When the COVID-19 pandemic shut down Alabama’s beaches, Ryan and Maggie Cavers' beach portrait photography business’s schedule went from booked to canceled. The young family of four live on a piece of property with fruit trees, a large garden and room to roam. Despite the outdoor space to play, boredom began to set in, so they took to the water.
“We started going to the beach. We would get on the boat and go places where nobody else was or drive to Fort Morgan and go for two- or three-mile walks,” Ryan Caver said.
The first day the family explored the beach, Oliver, a kindergartner, said it was dirty. His parents armed him with a bucket and just two minutes later, he was back with a full bucket.
“Maggie said we should help. The first day we spent 30 minutes cleaning the area. He enjoyed it and we did too. It gave us something to do. The next day, Oliver asked where we were going, so we went to another beach,” Caver said.

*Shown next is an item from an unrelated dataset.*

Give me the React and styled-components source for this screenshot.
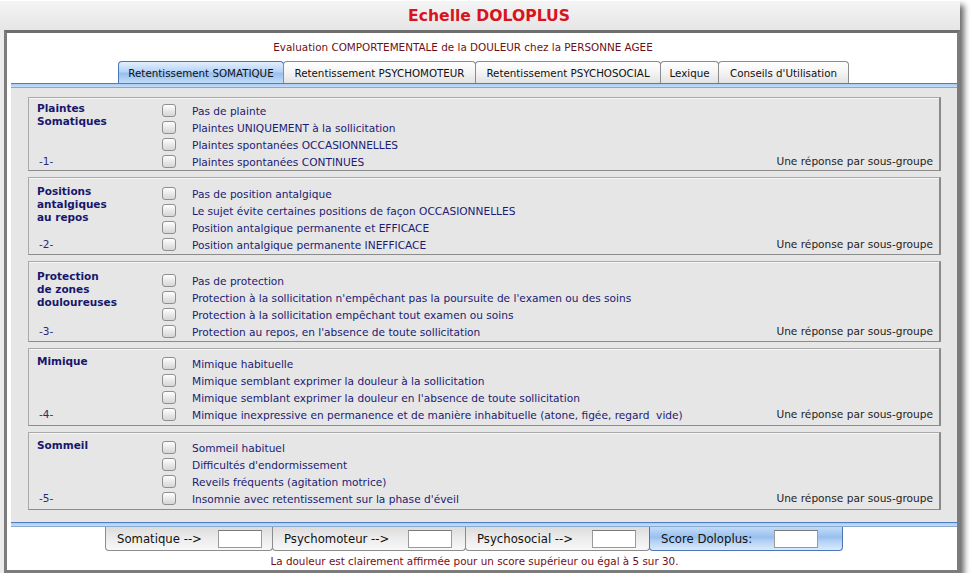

The family made the beach clean-up days a daily event and Caver said it not only gave them something to do but also helped relieve their anxiety over what was happening in the world.
On June 7, 2020, the daily fun activity turned into a competition that led to a movement and book with just a few simple words: 'Dad, I can pick up more than you.'
“Maggie and I are really competitive. We had a fish scale and after the competition we weighed our haul and Oliver won. It was so much fun that the next day we raced again. It gave us the idea for the book,” Caver said.
During their cleanups on the beach, Oliver and his dad would come up with rhymes. The rhymes were jotted down and Maggie suggested sending them to her sister who happens to be a copy editor.
What they got back was a fantastic book.
"Litter, Littler Please Come Here" is an illustrated children’s book that encourages children to do their part to clean up the beach to protect the sea life and animals. The book also encourages children to race their friends to see who can pick up the most litter. The litter races inspired the family to start holding Litter Rodeos.
“I have been to the cleanups. They aren’t fun. We tried a litter race with friends and the kids had fun and we decided we needed to do this more. We didn’t think anyone would show up to the first one because it was all the way down at Fort Morgan on a Saturday but there were people from Pensacola, Mobile and Fairhope that made it at 8:30 a.m.,” Caver said.
The first Litter Rodeo at Fort Morgan attracted 102 participants who picked up 576 pounds of litter in one hour.
The book also inspired the Cavers to create Clean Horizons which is an organization with a mission to inspire younger generations and their families to get involved in environmental actions.
The organization has teamed up with other organizations and businesses to hold Litter Rodeos in Pensacola, Gulf Shores and Gulf Breeze. The website has free activity downloads, information on the organization, tracks the amount of trash collected and lists where people can purchase "Litter, Litter, Please Come Here."
To date the effort has cleared 4,530 pounds of litter off local beaches.